Y Molly creó a Dios (a pesar de la literatura)
Crítica de Teatro
MOLLY BLOOM
Teatro Echegaray. Fecha: 19 de noviembre. Texto: Juan Manuel Hurtado (a partir de 'Ulises', de James Joyce). Dirección: Rubén Frías. Reparto: Henar Frías y Rubén Tobías. Aforo: Unas 60 personas.
Afirmó una vez María Zambrano: "Decir teatro es decir máscara". Y resulta fascinante, en todo caso, la investigación de las conexiones que conducen desde lo que supuestamente define a la persona hasta la construcción artificial del personaje. Los griegos antiguos no distinguían entre ambos conceptos, y esto justificaba el empleo de las máscaras con el consecuente barbecho pedagógico. Pero, una vez que la máscara quedó excluida del juguete por sus connotaciones pecaminosas, la aproximación al personaje como mecanismo (androide, tal vez) fabricado a partir de la interpretación que el ser humano hace de sí mismo sirve todavía, a estas alturas, para definir al creador a partir de la obra. La persona hace al personaje para explicar(se), aunque tampoco resultaría descabellado, como en una vuelta de tortilla al estilo gnóstico, recorrer el camino inverso. Perdonen toda esta majadería, pero es que acabo de ver Molly Bloom y todo esto viene a cuento porque lo que James Joyce vino a parir, y esto ya lo sabemos, no es un personaje. Seguramente tampoco es una mujer. Tal vez se trata de una presencia a medio camino con voluntad de poder, por decirlo de algún modo. Joyce no urde una trama de cualidades humanas para formar una evocación de las mismas dotada de independencia ilusoria mediante la ficción: todo en Molly es cosecha propia. Y, en todo caso, es ella la que da a luz al soso de Joyce, no al revés. Ahora, Juan Manuel Hurtado ha llevado a Molly al escenario con una adaptación fiel tanto al espíritu del irlandés como a sus propias claves creativas. Y, claro, el reto no es sencillo porque Molly, insisto, no es un personaje: es una concreción de la vida, en su acepción más precisa, y como tal hay que tratarla.
La anti-Penélope que se presenta ante el espectador mantiene el tono abiertamente sensual del capítulo final del Ulises.

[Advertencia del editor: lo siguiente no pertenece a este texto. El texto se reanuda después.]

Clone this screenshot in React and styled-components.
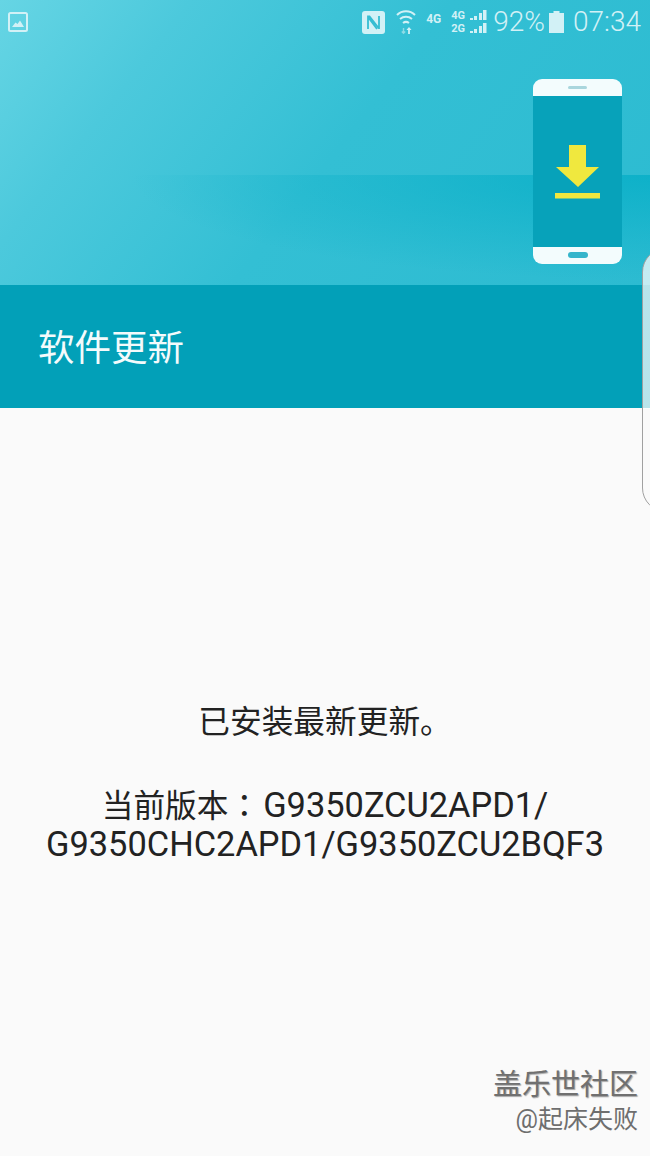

Y logra algo rematadamente difícil: escapar de la literatura a la hora de encarnar a Molly Bloom en el cuerpo de la actriz, una Henar Frías que sostiene en peso el soliloquio con templanza y oficio. Hay momentos, de hecho, en los que el teatro toma partido con feliz resolución, como la inserción musical que convierte la cima del éxtasis, ahí en el suelo, en una divertida y barroca blasfemia; o el desconcertante giro al melodrama a cuenta del hijo muerto cuando poco antes todo chorreaba semen y otros líquidos que me callo. Por contra, la dirección de actores juega a ser demasiado limpia, tal vez con la intención de reforzar los contrastes y oxigenar el mito, pero un servidor echó ayer de menos un poco de rock and roll. Le habría sentado bien aún más teatro a Molly. ¿O no era ésta la guerra que pedía?